John Lasseter, director of the Toy Story films and A Bug's Life, seemed to know this better than anyone else when, after Pixar had been bought by the Disney Empire two years later, he decided, as chief creative officer, to re-open the traditional Disney canon. The Princess and the Frog is a welcome addition to that institution, and reminds us that those nostalgia-inducing films really defined themselves by their ability to simultaneously conform to expectations and bring something quite new to the game.
We discover this in the opening minutes, as the camera sneaks into a lush, upper-class, 1912 mansion where the seemingly hand-drawn curtains and armchairs contain an intangible sensuousness, placing you firmly in the minds of the two children who are having the story of The Frog Prince read to them. But one of them is Tiana, who, ten years or ten minutes later, is a hard-working African-American waitress saving up to start a restaurant of her own in New Orleans.
The timeless prologue is somehow unburdened by post-Shrek requirements of anti-fairytale irony, and is more than enough to set the mood for a new generation of dumbstruck children.
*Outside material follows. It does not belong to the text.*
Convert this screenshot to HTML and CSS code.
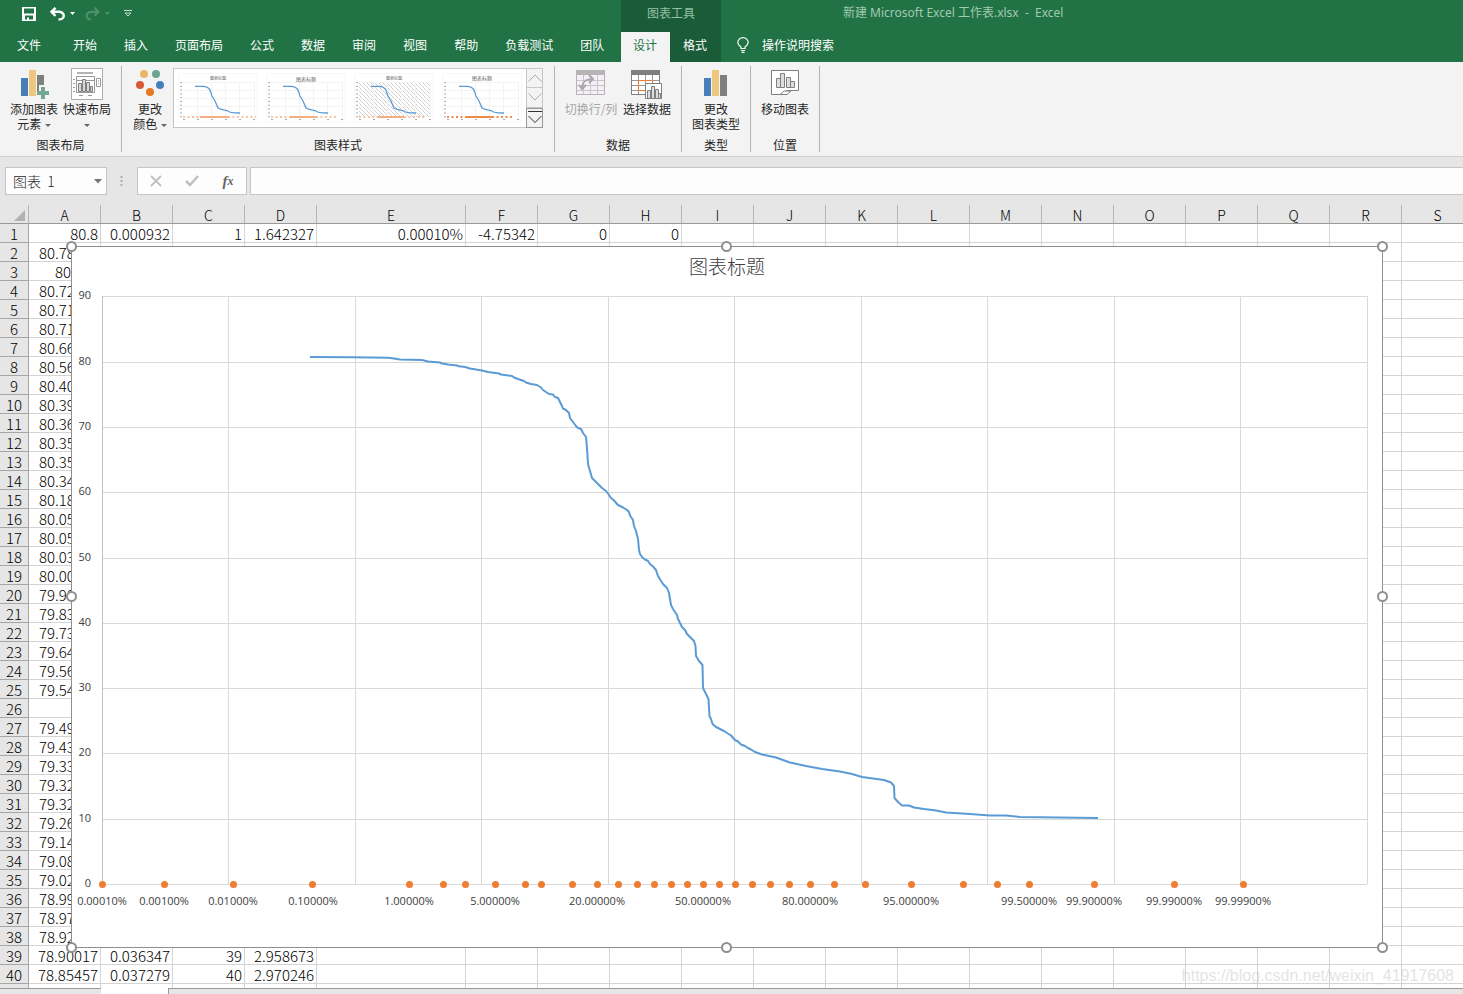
FILE: index.html
```html
<!DOCTYPE html>
<html lang="zh-CN">
<head>
<meta charset="utf-8">
<title>新建 Microsoft Excel 工作表.xlsx - Excel</title>
<link rel="stylesheet" href="styles.css">
</head>
<body>
<div class="app">
  <header class="top">
    <div class="top-left">
      <div class="quick">
        <button class="qbtn" aria-label="保存"><svg width="14" height="14" viewBox="0 0 14 14"><path fill="#fff" fill-rule="evenodd" d="M0 0H14V14H0ZM2 1.5V6.5H12V1.5ZM3 8.5V12.5H5V10.5H7V12.5H11V8.5Z"/></svg></button>
        <button class="qbtn undo" aria-label="撤消"><svg width="26" height="14" viewBox="0 0 26 14"><path d="M5.500 .8L1.500 4.800L5.500 8.800M2 4.800H8.500C15.500 4.800 15.500 12.500 8.500 12.500" fill="none" stroke="#fff" stroke-width="2.400"/><path d="M20 5h5l-2.500 3z" fill="#fff"/></svg></button>
        <button class="qbtn redo" aria-label="恢复"><svg width="26" height="14" viewBox="0 0 26 14"><path d="M9.500 .8L13.500 4.800L9.500 8.800M13 4.800H7C0 4.800 0 12.500 6 12.500" fill="none" stroke="#4f9069" stroke-width="2.200"/><path d="M20 5h5l-2.500 3z" fill="#4f9069"/></svg></button>
        <button class="qbtn more" aria-label="自定义快速访问工具栏"><svg width="8" height="8" viewBox="0 0 8 8"><path d="M0 .5H8M1 3l3 3 3-3z" fill="none" stroke="#c3dccd"/></svg></button>
      </div>
      <nav class="tabs">
        <button class="tab file">文件</button><button class="tab">开始</button><button class="tab">插入</button><button class="tab">页面布局</button><button class="tab">公式</button><button class="tab">数据</button><button class="tab">审阅</button><button class="tab">视图</button><button class="tab">帮助</button><button class="tab">负载测试</button><button class="tab">团队</button>
      </nav>
    </div>
    <div class="top-context">
      <div class="context-title">图表工具</div>
      <nav class="tabs"><button class="ctab active">设计</button><button class="ctab">格式</button></nav>
    </div>
    <div class="top-right">
      <div class="doc-title">新建 Microsoft Excel 工作表.xlsx&nbsp; -&nbsp; Excel</div>
      <button class="tell"><svg width="12" height="16" viewBox="0 0 12 16"><path d="M4 11.500V10C2 8.500 .8 7.500 .8 5.500a5.200 4.800 0 0 1 10.400 0C11.200 7.500 10 8.500 8 10v1.500zM4 13.500h4M4.500 15.400h3" fill="none" stroke="#fff" stroke-width="1.200"/></svg>操作说明搜索</button>
    </div>
  </header>

  <section class="ribbon">
    <div class="group g-layout">
      <div class="tools">
        <button class="tool w56"><svg width="30" height="32" viewBox="0 0 30 32"><path fill="#4a7ebb" d="M2 10h7v18H2z"/><path fill="#edc77d" d="M10 2h7v26h-7z"/><path fill="#7f7f7f" d="M18 7h7v16h-7z"/><path fill="#f3f3f3" d="M20 17h8v15h-8z"/><path fill="#72a893" d="M22 19h4v4h4v4h-4v4h-4v-4h-4v-4h4z"/></svg><span>添加图表<br>元素 <i class="caret"></i></span></button>
        <button class="tool w50"><svg width="32" height="32" viewBox="0 0 32 32"><path fill="#fff" stroke="#ababab" d="M.5 .5h31v31H.5z"/><path fill="#b3b3b3" d="M6 4h16v2H6z"/><path fill="none" stroke="#999" d="M5.500 8.500h18v16h-18zM25.500 10.500h4v8h-4zM2 11.500h2M2 15.500h2M2 19.500h2M2 23.500h2M8 27.500h4M17 27.500h4M6 12.500h17M27 13h1M27 16h1"/><path fill="#d9d9d9" stroke="#7f7f7f" d="M7.500 15.500h3v8h-3zM11.500 11.500h3v12h-3zM15.500 14.500h3v9h-3zM19.500 18.500h2v5h-2z"/></svg><span>快速布局<br><i class="caret"></i></span></button>
      </div>
      <div class="group-label">图表布局</div>
    </div>
    <div class="group g-style">
      <div class="tools">
        <button class="tool w46"><svg width="30" height="32" viewBox="0 0 30 32"><circle cx="9" cy="6" r="4" fill="#ecb66a"/><circle cx="21" cy="6" r="4" fill="#6ba592"/><circle cx="5" cy="17" r="4" fill="#d95735"/><circle cx="25" cy="17" r="4" fill="#4a7ebb"/><circle cx="15" cy="24" r="4" fill="#e57a20"/></svg><span>更改<br>颜色 <i class="caret"></i></span></button>
        <div class="gallery">
          <svg class="thumbs" width="353" height="58" viewBox="174 69 353 58">
            <defs>
              <pattern id="hatch" width="4" height="4" patternUnits="userSpaceOnUse"><path d="M-1 -1L5 5M3 -1L5 1M-1 3L1 5" stroke="#bdbdbd" stroke-width=".7"/></pattern>
              <g id="thumb">
                <path d="M178.500 73.500h79v48h-79z" fill="none" stroke="#f8f8f8"/>
                <path d="M183 82.500h71M183 90.500h71M183 98.500h71M183 106.500h71M197.500 82v35M211.500 82v35M225.500 82v35M239.500 82v35M254.500 82v35" stroke="#f3f3f3" fill="none"/>
                <path d="M181 82v36" stroke="#aaa" stroke-width="2" stroke-dasharray="1 2.800"/>
                <path d="M183 119.500h73" stroke="#aaa" stroke-dasharray="2 12"/>
                <path d="M195 86.300H203C208 86.500 209 88 210 90L212 96L215 101L218 108C221 110 226 110 228 111C229 113 234 113 240 113" fill="none" stroke="#5b9bd5" stroke-width="1.300"/>
              </g>
            </defs>
            <use href="#thumb"/><use href="#thumb" x="88"/><path d="M359 83h72v34h-72z" fill="url(#hatch)"/><use href="#thumb" x="176"/><use href="#thumb" x="264"/>
            <g class="thumb-title"><text x="218" y="80" font-size="4">图表标题</text><text x="306" y="81" font-size="5">图表标题</text><text x="394" y="80" font-size="4">图表标题</text><text x="482" y="80" font-size="5">图表标题</text></g>
            <g stroke="#f7c3a0" stroke-width="2"><path d="M183 117h73M271 117h65M359 117h66" stroke-dasharray="2 2.500"/><path d="M200 117h28M290 117h26M378 117h26" stroke="#f2ae80"/></g>
            <path d="M447 117h66" stroke="#ed8a45" stroke-width="2" stroke-dasharray="2 2.500"/><path d="M466 117h27" stroke="#ed8a45" stroke-width="2"/>
          </svg>
          <div class="scroller">
            <button aria-label="上一行"><svg width="14" height="8" viewBox="0 0 14 8"><path d="M.5 7.500L7 1l6.500 6.500" fill="none" stroke="#ababab"/></svg></button>
            <button aria-label="下一行"><svg width="14" height="8" viewBox="0 0 14 8"><path d="M.5 .5L7 7l6.500-6.500" fill="none" stroke="#ababab"/></svg></button>
            <button class="expand" aria-label="其他"><svg width="14" height="13" viewBox="0 0 14 13"><path d="M0 .5h14M.5 5L7 11.500 13.500 5" fill="none" stroke="#333"/></svg></button>
          </div>
        </div>
      </div>
      <div class="group-label">图表样式</div>
    </div>
    <div class="group g-data">
      <div class="tools">
        <button class="tool w56" disabled><svg width="30" height="32" viewBox="0 0 30 32"><path fill="#f5eff7" stroke="#b5b5b5" d="M.5 2.500h28v24H.5z"/><path fill="#b5b5b5" d="M0 2h29v5H0z"/><path fill="none" stroke="#c9c3cb" d="M1 12.500h27M1 17.500h27M1 22.500h27M7.500 7v19M14.500 7v19M21.500 7v19"/><path fill="none" stroke="#a8a8a8" stroke-width="2" d="M6 21C6 14 9 11 17 11M13 7l4 4-4 4M3 17l3 4 4-4"/></svg><span>切换行/列</span></button>
        <button class="tool w56"><svg width="32" height="32" viewBox="0 0 32 32"><path fill="#fff" stroke="#7f7f7f" d="M.5 2.500h28v24H.5z"/><path fill="#7f7f7f" d="M0 2h29v5H0z"/><path fill="none" stroke="#999" d="M1 12.500h27M1 17.500h27M1 22.500h27M7.500 7v19M14.500 7v19M21.500 7v19"/><path fill="none" stroke="#ed7d31" d="M7.500 12.500h14v10h-14z"/><path fill="#fff" stroke="#7f7f7f" d="M14.500 15.500h16v15h-16z"/><path fill="#ddd" stroke="#7f7f7f" d="M16.500 22.500h3v8h-3zM20.500 18.500h3v12h-3zM24.500 21.500h3v9h-3zM27.500 25.500h2v5h-2z"/></svg><span>选择数据</span></button>
      </div>
      <div class="group-label">数据</div>
    </div>
    <div class="group g-single">
      <div class="tools">
        <button class="tool w56"><svg width="24" height="32" viewBox="0 0 24 32"><path fill="#4a7ebb" d="M0 10h7v18H0z"/><path fill="#edc77d" d="M8 2h7v26H8z"/><path fill="#7f7f7f" d="M16 7h7v21h-7z"/></svg><span>更改<br>图表类型</span></button>
      </div>
      <div class="group-label">类型</div>
    </div>
    <div class="group g-single">
      <div class="tools">
        <button class="tool w56"><svg width="28" height="32" viewBox="0 0 28 32"><path fill="#fff" stroke="#7f7f7f" d="M.5 2.500h27v20H16l-5 4H.500z"/><path fill="#fff" stroke="#7f7f7f" d="M9 26.500l4-3.500h7l-4 3.500z"/><path fill="#ddd" stroke="#7f7f7f" d="M5.500 10.500h4v9h-4zM9.500 5.500h4v14h-4zM15.500 9.500h4v10h-4zM19.500 13.500h4v6h-4z"/></svg><span>移动图表</span></button>
      </div>
      <div class="group-label">位置</div>
    </div>
  </section>

  <section class="formula">
    <button class="name-box"><span>图表&nbsp; 1</span><svg width="8" height="5" viewBox="0 0 8 5"><path d="M0 0h8L4 4.500z" fill="#777"/></svg></button>
    <svg class="grip" width="3" height="12" viewBox="0 0 3 12"><path d="M.5 1h2v2h-2zM.5 5h2v2h-2zM.5 9h2v2h-2z" fill="#b0b0b0"/></svg>
    <div class="fx">
      <button aria-label="取消"><svg width="12" height="12" viewBox="0 0 12 12"><path d="M1 1l10 10M11 1L1 11" stroke="#c0c0c0" stroke-width="1.800"/></svg></button>
      <button aria-label="输入"><svg width="14" height="12" viewBox="0 0 14 12"><path d="M1 6l4 4L13 1" fill="none" stroke="#c0c0c0" stroke-width="2.500"/></svg></button>
      <button class="fx-label" aria-label="插入函数">f<sub>x</sub></button>
    </div>
    <input class="formula-input" aria-label="编辑栏" type="text">
  </section>

  <main class="sheet">
    <table class="grid" id="grid"></table>
    <svg class="chart" id="chart" width="1322" height="712" viewBox="66 241 1322 712" role="img" aria-label="图表标题">
      <path d="M71.500 246.500H1382.500V947.500H71.500Z" fill="#fff" stroke="#8f8f8f"/>
      <text class="chart-title" x="727" y="274">图表标题</text>
      <g id="plot"></g>
      <path class="curve" d="M310 357L352 357.200L388 357.800L394 358.500L400 359.500L422 360L428 361.500L440 362.500L442 363.500L448 364.500L457 365.500L459 366.200L465 367L470 368.500L482 370.500L488 372L499 373.500L501 374.500L512 376L514 377.500L518 379L524 381L526 382.500L531 384L537 385L541 387.500L543 390L546 392L549 394L553 394.500L555 397L558 398L560 402L562 406L563 408.500L566 410L569 413L570 418L573 422L576 426L578 428L581 429L583 433L586 437L587 448L588 464L590 471L592 478L595 481L599 485L602 488L606 491L608 493.500L611 498L614 500.500L618 505L623 507.500L627 510L629 512L630 515.500L633 520L634 526L636 531L638 539L639 550L640 554L642 557L645 559.500L648 561L650 564L653 566.500L656 570L658 576L661 581L663 584L667 588L669 593L671 605L673 609L677 615L678 619L680 623L682 627L685 630L687 634L691 638L694 641L695.500 646L696 656L699 661L702.500 665L703 688L706 694L708.500 699L709.500 716L711 719L712.500 724L716 727L719 728.500L724 731L731 735.500L735 740L738 741.500L741 744.500L745 746L748 748L751 749.500L755 752L762 754.500L776 757.500L790 762.500L806 766L822 769L840 771.500L852 774L862 777L884 780L891 782.500L894 786L894.500 798L898 802L902 805.500L909 805.500L914 807.500L924 809L936 810.500L946 812.500L970 814L990 815.500L1006 815.500L1020 817L1098 818"/>
      <g id="marks"></g>
      <g class="handle"><circle cx="71.500" cy="246.500" r="4.500"/><circle cx="726.500" cy="246.500" r="4.500"/><circle cx="1382.500" cy="246.500" r="4.500"/><circle cx="71.500" cy="596.500" r="4.500"/><circle cx="1382.500" cy="596.500" r="4.500"/><circle cx="71.500" cy="947.500" r="4.500"/><circle cx="726.500" cy="947.500" r="4.500"/><circle cx="1382.500" cy="947.500" r="4.500"/></g>
    </svg>
    <div class="watermark">https://blog.csdn.net/weixin_41917608</div>
  </main>
  <footer class="sheet-tabs"><div class="sheet-tab"></div></footer>
</div>
<script src="app.js"></script>
</body>
</html>
```
FILE: styles.css
```css
* { box-sizing: border-box; }
body {
  margin: 0;
  font: 12px/16px "Noto Sans CJK SC", sans-serif;
  color: #262626;
}
button { font: inherit; color: inherit; border: 0; background: none; padding: 0; }
svg { display: block; }
.app { display: flex; flex-direction: column; height: 100vh; overflow: hidden; background: #e6e6e6; }

.top { display: flex; background: #217346; color: #fff; }
.top-left { width: 621px; }
.quick { display: flex; align-items: center; height: 32px; padding: 0 0 4px 22px; }
.undo { margin-left: 14px; }
.redo { margin-left: 9px; }
.more { margin-left: 13px; }
.tabs { display: flex; height: 30px; }
.tab { padding: 0 14px 4px 13px; white-space: nowrap; }
.file { padding: 0 19px 4px 17px; }
.top-context { width: 100px; background: #1b5c38; }
.context-title { height: 32px; padding-top: 5px; text-align: center; color: #93c0a5; }
.ctab { padding: 0 13px 4px; }
.ctab.active { padding: 0 13px 4px 12px; background: #f3f3f3; color: #217346; }
.top-right { flex: 1; }
.doc-title { height: 32px; padding: 5px 0 0 122px; color: #a3cab2; font-family: "Noto Sans", "Noto Sans CJK SC", sans-serif; white-space: pre; }
.tell { display: flex; align-items: center; gap: 13px; height: 30px; padding: 0 0 4px 16px; }

.ribbon { display: flex; height: 95px; padding: 4px 0; background: #f3f3f3; border-bottom: 1px solid #d0d0d0; }
.group { display: flex; flex-direction: column; justify-content: space-between; border-right: 1px solid #b5b5b5; }
.g-layout { width: 122px; }
.g-layout .tools { padding-left: 6px; }
.g-style { width: 433px; }
.g-style .tools { padding-left: 5px; }
.g-data { width: 127px; }
.g-data .tools { padding-left: 8px; }
.g-single { width: 69px; }
.g-single .tools { justify-content: center; }
.tools { display: flex; align-items: flex-start; }
.tool { display: flex; flex-direction: column; align-items: center; gap: 1px; padding-top: 2px; line-height: 15px; white-space: nowrap; }
.tool:disabled { color: #a6a6a6; }
.w56 { width: 56px; }
.w50 { width: 50px; }
.w46 { width: 46px; }
.caret { display: inline-block; margin-left: 1px; border: 3px solid transparent; border-top-color: #666; border-bottom: 0; vertical-align: middle; }
.group-label { text-align: center; line-height: 15px; }
.gallery { display: flex; height: 60px; margin-top: 2px; background: #fff; border: 1px solid #c6c6c6; }
.scroller { display: flex; flex-direction: column; width: 17px; margin: -1px; border: 1px solid #c6c6c6; background: #f3f3f3; }
.scroller button { display: flex; flex: 1; align-items: center; justify-content: center; border-bottom: 1px solid #c6c6c6; }
.scroller .expand { border: 1px solid #999; margin: 0 -1px -1px; }

.formula { display: flex; align-items: center; height: 48px; padding: 0 0 0 5px; }
.name-box { display: flex; align-items: center; justify-content: space-between; width: 102px; height: 28px; padding: 0 4px 0 7px; background: #fdfdfd; border: 1px solid #c6c6c6; font-size: 14px; font-weight: 300; color: #262626; }
.grip { margin: 0 14px 0 13px; }
.fx { display: flex; width: 110px; height: 28px; background: #fdfdfd; border: 1px solid #c6c6c6; }
.fx button { display: flex; flex: 1; align-items: center; justify-content: center; }
.fx .fx-label { font: italic bold 15px "Liberation Serif", serif; color: #666; }
.fx-label sub { font-size: 12px; }
.formula-input { flex: 1; height: 28px; margin-left: 3px; background: #fdfdfd; border: 1px solid #c6c6c6; border-right: 0; }

.sheet { position: relative; flex: 1; overflow: hidden; background: #fff; }
.grid { width: 1474px; table-layout: fixed; border-collapse: separate; border-spacing: 0; font-size: 15px; line-height: 16px; color: #000; }
.grid th, .grid td { height: 19px; padding: 2px 2px 0 0; border: solid #d4d4d4; border-width: 0 1px 1px 0; font-weight: 300; overflow: hidden; white-space: nowrap; }
.grid td { text-align: right; }
.grid .covered { padding-left: 10px; text-align: left; }
.grid .short { padding-left: 26px; text-align: left; }
.grid th { padding: 2px 0 0; background: #e6e6e6; border-color: #a6a6a6; text-align: center; }
.grid thead th { font-size: 14px; border-right-color: #b5b5b5; border-bottom-color: #999; }
.corner svg { margin: 0 3px 0 auto; }
.chart { position: absolute; left: 66px; top: 36px; }
.chart text { font: 11px "Open Sans", sans-serif; fill: #404040; text-anchor: middle; }
.chart .y-label { fill: #404040; text-anchor: end; }
.chart .chart-title { font: 300 19px "Noto Sans CJK SC", sans-serif; fill: #404040; }
.gridline { stroke: #d9d9d9; }
.axis { stroke: #bfbfbf; }
.curve { fill: none; stroke: #5b9bd5; stroke-width: 2; stroke-linejoin: round; }
.dot { fill: #ed7d31; }
.handle { fill: #fff; stroke: #8f8f8f; stroke-width: 2; }
.thumb-title { fill: #666; text-anchor: middle; }
.watermark { position: absolute; right: 9px; bottom: 2px; font: 16px/20px "Liberation Sans", sans-serif; color: rgba(200, 200, 200, 0.5); }
.sheet-tabs { height: 6px; background: #e6e6e6; border-top: 1px solid #999; }
.sheet-tab { width: 68px; height: 6px; margin: -1px 0 0 101px; background: #fff; border-right: 1px solid #999; }
```
FILE: app.js
```js
const columns = [['A', 72], ['B', 72], ['C', 72], ['D', 72], ['E', 149], ['F', 72], ['G', 72], ['H', 72], ['I', 72], ['J', 72], ['K', 72], ['L', 72], ['M', 72], ['N', 72], ['O', 72], ['P', 72], ['Q', 72], ['R', 72], ['S', 72]];
const columnA = ['80.8', '80.78', '80', '80.72', '80.71', '80.71', '80.66', '80.56', '80.40', '80.39', '80.36', '80.35', '80.35', '80.34', '80.18', '80.05', '80.05', '80.03', '80.00', '79.98', '79.83', '79.73', '79.64', '79.56', '79.54', '', '79.49', '79.43', '79.33', '79.32', '79.32', '79.26', '79.14', '79.08', '79.02', '78.99', '78.97', '78.92', '78.90017', '78.85457', ''];
const details = {
  1: ['0.000932', '1', '1.642327', '0.00010%', '-4.75342', '0', '0'],
  39: ['0.036347', '39', '2.958673'],
  40: ['0.037279', '40', '2.970246']
};
const corner = '<svg width="11" height="11" viewBox="0 0 11 11"><path d="M11 0V11H0Z" fill="#b2b2b2"/></svg>';
let html = '<colgroup><col style="width:29px">' + columns.map(c => `<col style="width:${c[1]}px">`).join('') + '</colgroup>';
html += '<thead><tr><th class="corner">' + corner + '</th>' + columns.map(c => `<th>${c[0]}</th>`).join('') + '</tr></thead><tbody>';
columnA.forEach((a, i) => {
  const rest = details[i + 1] || [];
  const cls = a.length === 5 ? 'covered' : a.length === 2 ? 'short' : '';
  html += `<tr><th>${i < 40 ? i + 1 : ''}</th><td class="${cls}">${a}</td>` + columns.slice(1).map((c, j) => `<td>${rest[j] || ''}</td>`).join('') + '</tr>';
});
document.getElementById('grid').innerHTML = html + '</tbody>';

const xs = [228, 355, 481, 608, 734, 861, 987, 1114, 1240, 1367];
const ys = [296, 362, 427, 492, 558, 623, 688, 753, 819, 884];
let plot = '';
xs.forEach(x => { plot += `<path class="gridline" d="M${x + 0.5} 296V884"/>`; });
ys.forEach((y, i) => {
  plot += `<path class="gridline" d="M102 ${y + 0.5}H1367"/><text class="y-label" x="91" y="${y + 3}">${90 - i * 10}</text>`;
});
plot += '<path class="axis" d="M102.5 296V884"/>';
document.getElementById('plot').innerHTML = plot;

const dots = [102, 164, 233, 312, 409, 443, 465, 495, 525, 541, 572, 597, 618, 637, 654, 671, 687, 703, 719, 735, 752, 770, 789, 810, 834, 865, 911, 963, 997, 1029, 1094, 1174, 1243];
const labels = [[102, '0.00010%'], [164, '0.00100%'], [233, '0.01000%'], [313, '0.10000%'], [409, '1.00000%'], [495, '5.00000%'], [597, '20.00000%'], [703, '50.00000%'], [810, '80.00000%'], [911, '95.00000%'], [1029, '99.50000%'], [1094, '99.90000%'], [1174, '99.99000%'], [1243, '99.99900%']];
document.getElementById('marks').innerHTML =
  dots.map(x => `<circle class="dot" cx="${x + 0.5}" cy="884.5" r="3.5"/>`).join('') +
  labels.map(l => `<text x="${l[0]}" y="905">${l[1]}</text>`).join('');
```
Prince Naveen of Maldonia, who's come to Louisiana in search of a bride, makes the mistake of dealing with local voodoo doctor Facilier, and soon both he and Tiana find themselves transformed into frogs and stuck in the depths of the bayou. A race against time follows, accompanied by the comic relief of a trumpet-playing alligator who wants to be human, and a Cajun firefly who is in love with an evening star.
For an audience reared on the family drama central to The Lion King, the pacing of The Princess and the Frog might feel a bit uneven. Directors Ron Clements and John Musker, who together helmed The Little Mermaid and Aladdin, are thankfully keen on magical, musical set-pieces, using the upmost amount of colour to create scenery out of thin air that matches Randy Newman's Dixieland score. But, whilst post-Jungle Book narratives positively revolved around music, all too often in The Princess and the Frog musical numbers are used as background interludes between encounter after encounter with funny characters both of all species. This excess of supporting figures is detrimental to both the central romance, which doesn't really get going until the film's second half, and to the characterisation of anyone other than Tiana. The Prince lacks the detailed back-story of his romantic counterpart, and Facilier is a slight, playful figure, neither hilarious, like Jafar and Scar, or truly villainous, like Ursula and Maleficent.
Much has been made of the significance of the first black Disney Princess, but what is even more radical is the prominence of the heroine over the hero, and the strong work ethic she maintains in the film's moral. When one of the heroes suddenly dies in the film's climax, however, this sense of realism dominates more than one would expect. Though its greatest pleasure comes from seeing a recognizable New Orleans made as beguiling as Aladdin's Agrabah and Belle's provincial life, The Princess and the Frog is unquestionably a fantasy, and shouldn't be ashamed of it.